It's so hard. When he was little, I used to think that the hard part was keeping them straight and worthy until they were 19, that we just had to “get them there”. That has all changed. It's so much harder now, the bar for missionaries has been raised so high now, that it's not over 'till it's over in two long years. Missions are hard...very hard...hard, hard work. They are wonderful, but hard. And so I hope that he gets letters, lots and lots of letters, encouraging him on. And I hope that his extended family, many of whom do not fully understand the whys or purpose of what he is doing, but love and respect him anyway, will keep him in their prayers and pray for his success, pray that we will overcome homesickness and discouragement, pray for him to learn the Spanish language, pray for him to be safe and keep going and be the best, most obedient missionary he can be. Cheer that young man on and stay in touch so he knows he is loved. Missions may be hard but nothing worth doing is easy; it always take great sacrifice.

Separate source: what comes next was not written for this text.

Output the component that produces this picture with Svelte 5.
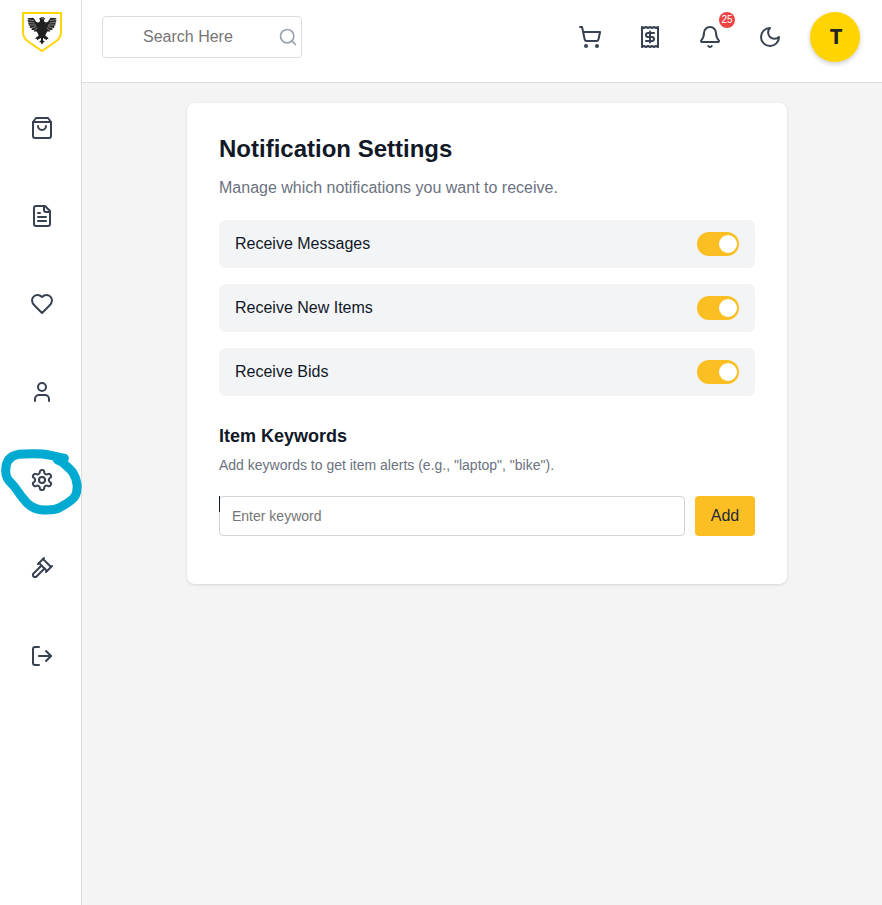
<script>
  const nav = [
    { label: 'Items', paths: ['M6 2 3 6v14a2 2 0 0 0 2 2h14a2 2 0 0 0 2-2V6l-3-4Z', 'M3 6h18', 'M16 10a4 4 0 0 1-8 0'] },
    { label: 'Documents', paths: ['M15 2H6a2 2 0 0 0-2 2v16a2 2 0 0 0 2 2h12a2 2 0 0 0 2-2V7Z', 'M14 2v4a2 2 0 0 0 2 2h4', 'M10 9H8', 'M16 13H8', 'M16 17H8'] },
    { label: 'Favourites', paths: ['M19 14c1.49-1.46 3-3.21 3-5.5A5.5 5.5 0 0 0 16.5 3c-1.76 0-3 .5-4.5 2-1.5-1.5-2.74-2-4.5-2A5.5 5.5 0 0 0 2 8.5c0 2.3 1.5 4.05 3 5.5l7 7Z'] },
    { label: 'Profile', paths: ['M19 21v-2a4 4 0 0 0-4-4H9a4 4 0 0 0-4 4v2', 'M16 7a4 4 0 1 1-8 0a4 4 0 1 1 8 0'] },
    { label: 'Settings', paths: ['M12.22 2h-.44a2 2 0 0 0-2 2v.18a2 2 0 0 1-1 1.73l-.43.25a2 2 0 0 1-2 0l-.15-.08a2 2 0 0 0-2.73.73l-.22.38a2 2 0 0 0 .73 2.73l.15.1a2 2 0 0 1 1 1.72v.51a2 2 0 0 1-1 1.74l-.15.09a2 2 0 0 0-.73 2.73l.22.38a2 2 0 0 0 2.73.73l.15-.08a2 2 0 0 1 2 0l.43.25a2 2 0 0 1 1 1.73V20a2 2 0 0 0 2 2h.44a2 2 0 0 0 2-2v-.18a2 2 0 0 1 1-1.73l.43-.25a2 2 0 0 1 2 0l.15.08a2 2 0 0 0 2.73-.73l.22-.39a2 2 0 0 0-.73-2.73l-.15-.08a2 2 0 0 1-1-1.74v-.5a2 2 0 0 1 1-1.74l.15-.09a2 2 0 0 0 .73-2.73l-.22-.38a2 2 0 0 0-2.73-.73l-.15.08a2 2 0 0 1-2 0l-.43-.25a2 2 0 0 1-1-1.73V4a2 2 0 0 0-2-2z', 'M15 12a3 3 0 1 1-6 0a3 3 0 1 1 6 0'] },
    { label: 'Auctions', paths: ['m14.5 12.5-8 8a2.119 2.119 0 1 1-3-3l8-8', 'm16 16 6-6', 'm8 8 6-6', 'm9 7 8 8', 'm21 11-8-8'] },
    { label: 'Log out', paths: ['M9 21H5a2 2 0 0 1-2-2V5a2 2 0 0 1 2-2h4', 'm16 17 5-5-5-5', 'M21 12H9'] }
  ];
  const actions = [
    { label: 'Cart', paths: ['M9 21a1 1 0 1 1-2 0a1 1 0 1 1 2 0', 'M20 21a1 1 0 1 1-2 0a1 1 0 1 1 2 0', 'M2.05 2.05h2l2.66 12.42a2 2 0 0 0 2 1.58h9.78a2 2 0 0 0 1.95-1.57l1.65-7.43H5.12'] },
    { label: 'Receipts', paths: ['M4 2v20l2-1 2 1 2-1 2 1 2-1 2 1 2-1 2 1V2l-2 1-2-1-2 1-2-1-2 1-2-1-2 1Z', 'M16 8h-6a2 2 0 1 0 0 4h4a2 2 0 1 1 0 4H8', 'M12 17.5v-11'] },
    { label: 'Notifications', badge: 25, paths: ['M10.268 21a2 2 0 0 0 3.464 0', 'M3.262 15.326A1 1 0 0 0 4 17h16a1 1 0 0 0 .74-1.673C19.41 13.956 18 12.499 18 8A6 6 0 0 0 6 8c0 4.499-1.411 5.956-2.738 7.326'] },
    { label: 'Dark mode', paths: ['M12 3a6 6 0 0 0 9 9 9 9 0 1 1-9-9Z'] }
  ];
  let settings = $state([
    { name: 'Receive Messages', on: true },
    { name: 'Receive New Items', on: true },
    { name: 'Receive Bids', on: true }
  ]);
</script>

{#snippet icon(paths)}
  <svg class="icon" viewBox="0 0 24 24" aria-hidden="true">
    {#each paths as d}<path {d} />{/each}
  </svg>
{/snippet}

<div class="app">
  <aside>
    <svg class="logo" viewBox="0 0 120 120" aria-hidden="true">
      <path d="M3 3H117V62C117 76 106 86 95 93L60 117L25 93C14 86 3 76 3 62Z" fill="#fff" stroke="#ffd500" stroke-width="6" />
      <path fill="#202020" d="M51 20 58 16H65L70 20 66 23C65 28 69 33 75 31C81 28 81 20 87 17L104 19 101 22 104 25 101 29 103 32 99 36 101 39 96 43 97 47 91 49 91 54 85 54 83 59 77 58 73 63 70 71 77 76 80 82 75 80 75 85 68 81 63 78V85L69 90 64 91 60 98 56 91 51 90 57 85V78L51 81 45 85 45 80 39 82 43 76 50 71 47 63 43 58 37 59 35 54 29 54 29 49 23 47 24 43 19 39 21 36 17 32 19 29 16 25 19 22 16 19 33 17C39 20 39 28 45 31C51 33 55 28 54 23Z" />
      <path fill="none" stroke="#fff" stroke-width="1.4" d="M16 23 36 26M17 31 38 33M21 39 42 39M27 48 43 44M36 55 46 48M104 23 84 26M103 31 82 33M99 39 78 39M93 48 77 44M84 55 74 48M59 20H66" />
    </svg>
    <nav>
      {#each nav as item}
        <a href="#top" aria-label={item.label}>{@render icon(item.paths)}</a>
      {/each}
    </nav>
    <svg class="marker" viewBox="0 0 300 285" aria-hidden="true">
      <path d="M193 70C178 68 164 63 147 60C125 55 77 56 55 58C30 62 17 78 17 108C17 128 25 136 36 147C50 160 56 176 70 191C84 211 100 222 122 224C144 226 167 225 180 217C200 206 217 198 226 182C235 163 233 136 220 115C213 104 201 94 187 82L172 74" />
    </svg>
  </aside>

  <div class="page">
    <header>
      <div class="search">
        <input type="text" placeholder="Search Here" />
        <svg class="icon small" viewBox="0 0 24 24" aria-hidden="true"><circle cx="11" cy="11" r="8" /><path d="m21 21-4.3-4.3" /></svg>
      </div>
      <div class="actions">
        {#each actions as action}
          <button class="action" aria-label={action.label}>
            {@render icon(action.paths)}
            {#if action.badge}<span class="badge">{action.badge}</span>{/if}
          </button>
        {/each}
        <div class="avatar">T</div>
      </div>
    </header>

    <main>
      <section class="card">
        <h1>Notification Settings</h1>
        <p class="lead">Manage which notifications you want to receive.</p>
        <div class="settings">
          {#each settings as s}
            <div class="setting">
              <span>{s.name}</span>
              <button class="toggle" class:on={s.on} role="switch" aria-checked={s.on} aria-label={s.name} onclick={() => (s.on = !s.on)}><i></i></button>
            </div>
          {/each}
        </div>
        <h2>Item Keywords</h2>
        <p class="hint">Add keywords to get item alerts (e.g., "laptop", "bike").</p>
        <div class="keyword">
          <input type="text" placeholder="Enter keyword" />
          <button class="add">Add</button>
          <span class="caret"></span>
        </div>
      </section>
    </main>
  </div>
</div>

<style>
  * { box-sizing: border-box; }
  .app { display: flex; min-height: 100vh; background: #f4f4f4; color: #111827; font: 16px/24px "Liberation Sans", Arial, sans-serif; }
  button, input { font: inherit; padding: 0; margin: 0; border: 0; }
  button { cursor: pointer; }
  .icon { display: block; width: 24px; height: 24px; fill: none; stroke: #374151; stroke-width: 2; stroke-linecap: round; stroke-linejoin: round; }

  aside { position: relative; width: 82px; flex: none; background: #fff; border-right: 1px solid #ddd; padding: 12px 0 0 22px; }
  .logo { display: block; width: 40px; height: 40px; }
  nav { display: flex; flex-direction: column; gap: 64px; padding: 64px 0 0 8px; }
  nav a { width: 24px; height: 24px; }
  .marker { position: absolute; left: 0; top: 435px; width: 100px; height: 95px; pointer-events: none; overflow: visible; }
  .marker path { fill: none; stroke: #00aad0; stroke-width: 27; stroke-linecap: round; stroke-linejoin: round; }

  .page { flex: 1; min-width: 0; }
  header { display: flex; justify-content: space-between; height: 83px; background: #fff; border-bottom: 1px solid #ddd; padding: 12px 22px 0 20px; }
  .search { display: flex; align-items: center; width: 200px; height: 42px; margin-top: 4px; padding-right: 3px; border: 1px solid #ddd; border-radius: 4px; }
  .search input { flex: 1; min-width: 0; height: 40px; padding-left: 40px; background: transparent; outline: none; color: #333; }
  input::placeholder { color: #757575; opacity: 1; }
  .small { width: 20px; height: 20px; stroke: #9ca3af; flex: none; }
  .actions { display: flex; align-items: center; height: 50px; gap: 36px; }
  .action { position: relative; width: 24px; height: 24px; background: none; }
  .badge { position: absolute; left: 21px; top: -13px; width: 16px; height: 16px; border-radius: 50%; background: #ef4444; color: #fff; font-size: 10px; line-height: 16px; text-align: center; }
  .avatar { width: 50px; height: 50px; margin-left: -8px; border-radius: 50%; background: #ffd400; box-shadow: 0 2px 5px rgba(0, 0, 0, .2); color: #222; font-family: "Open Sans", "Liberation Sans", sans-serif; font-size: 22px; font-weight: 700; line-height: 47px; text-align: center; padding-left: 2px; }

  main { display: flex; justify-content: center; padding: 20px 0 0 10px; }
  .card { width: 600px; height: 481px; padding: 30px 32px 0; background: #fff; border-radius: 8px; box-shadow: 0 1px 3px rgba(0, 0, 0, .12); }
  h1, h2, p { margin: 0; }
  h1 { font-size: 24px; line-height: 32px; font-weight: 700; }
  .lead { margin-top: 11px; color: #6b7280; }
  .settings { display: flex; flex-direction: column; gap: 16px; margin-top: 20px; }
  .setting { display: flex; align-items: center; justify-content: space-between; height: 48px; padding: 0 16px; background: #f3f4f6; border-radius: 6px; }
  .toggle { display: flex; align-items: center; width: 42px; height: 24px; padding: 0 2px; border-radius: 12px; background: #d1d5db; }
  .toggle i { width: 18px; height: 18px; border-radius: 50%; background: #fff; }
  .toggle.on { justify-content: flex-end; background: #fbbf24; }
  h2 { margin-top: 26px; font-size: 18px; line-height: 28px; font-weight: 700; }
  .hint { margin-top: 5px; font-size: 14px; line-height: 20px; color: #6b7280; }
  .keyword { position: relative; display: flex; gap: 10px; margin-top: 21px; }
  .keyword input { flex: 1; min-width: 0; height: 40px; padding: 0 12px; border: 1px solid #d1d5db; border-radius: 4px; font-size: 14px; background: #fff; }
  .add { width: 60px; height: 40px; background: #fbbf24; color: #1f2937; border-radius: 4px; }
  .caret { position: absolute; left: 0; top: 0; width: 1px; height: 16px; background: #111827; }
</style>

The quality of his letters will determine a lot. Hopefully, he'll email us next week and tell us that he loves his companion, his teachers, his experience, the food!, the MTC...but mostly, that he loves being a missionary and that he loves the Savior and His gospel and this amazing church. Until then, I will pray and I will worry, even though I know he's in good hands; even though I know full well that his Father in Heaven is very much aware of him and loves him, even though I have seen Christ's atonement make him whole again, even though I've seen all the miracles that have brought him to this point and the changes and growth in this young man....a small part of me will still worry...because I'm a mom, right? =)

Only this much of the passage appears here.